Japanese manga series

 (団地ともお, Danchi Tomoo) is a Japanese manga series written and illustrated by Tobira Oda. An anime adaptation was announced in January 2013 and ran between April 2013 and February 2015.

==Plot==
Danchi Tomoo stars elementary school student Tomoo Kinoshita who lives in the mammoth Edajima Apartment Complex in Building #29 with his mother Tetsuko and sister Kimiko, while his father Tetsuo lives in an apartment in the city. While full of surreal gags, Danchi Tomoo also shows the real emotions of the Kinoshita family and their friends, neighbors, and classmates.

==Characters==

===Kinoshita family===
- Tomoo Kinoshita (木下 友夫, Kinoshita Tomoo)
A fourth-grade student who excels at sports but not at his studies, and always seems to get in trouble. However, he longs to be responsible and often surprises those around him when he displays his big-hearted personality.
- Tetsuko Kinoshita (木下 哲子, Kinoshita Tetsuko)
Tomoo and Kimiko's mother.
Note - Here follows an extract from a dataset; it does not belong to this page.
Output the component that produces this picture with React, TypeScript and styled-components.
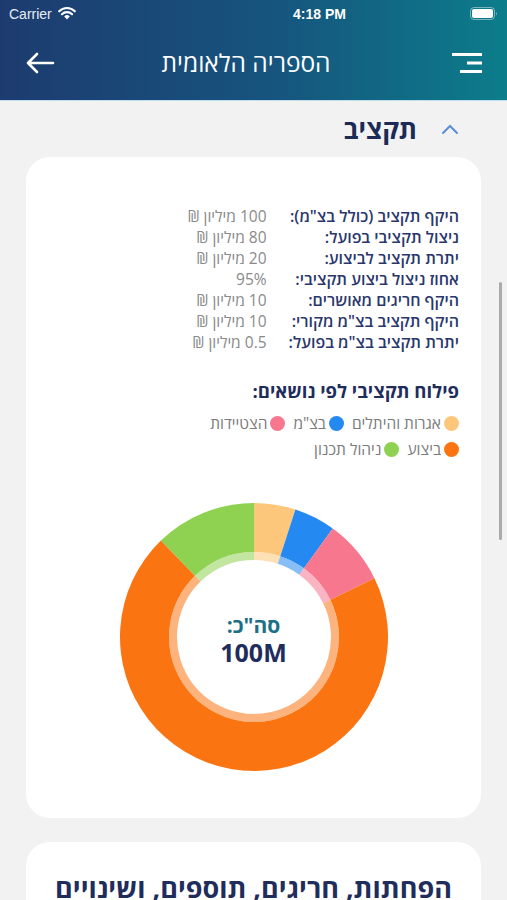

She works part time at the neighborhood supermarket to make ends meet. She claims she once was as beautiful as her daughter, but in her middle age she has gained a significant amount of weight and often tries new exercise equipment to lose it.
- Tetsuo Kinoshita (木下 鉄雄, Kinoshita Tetsuo)
Tomoo and Kimiko's father. He does not live with his wife and children, but instead in a bachelor's apartment in nearby Egi Town for work. Despite living apart, Tomoo dearly loves his father, and he loves his family by putting a photo of them above where he sleeps. Neither the reader of the manga nor the viewer of the anime ever get to see Tetsuo's face.
- Kimiko Kinoshita (木下 君子, Kinoshita Kimiko)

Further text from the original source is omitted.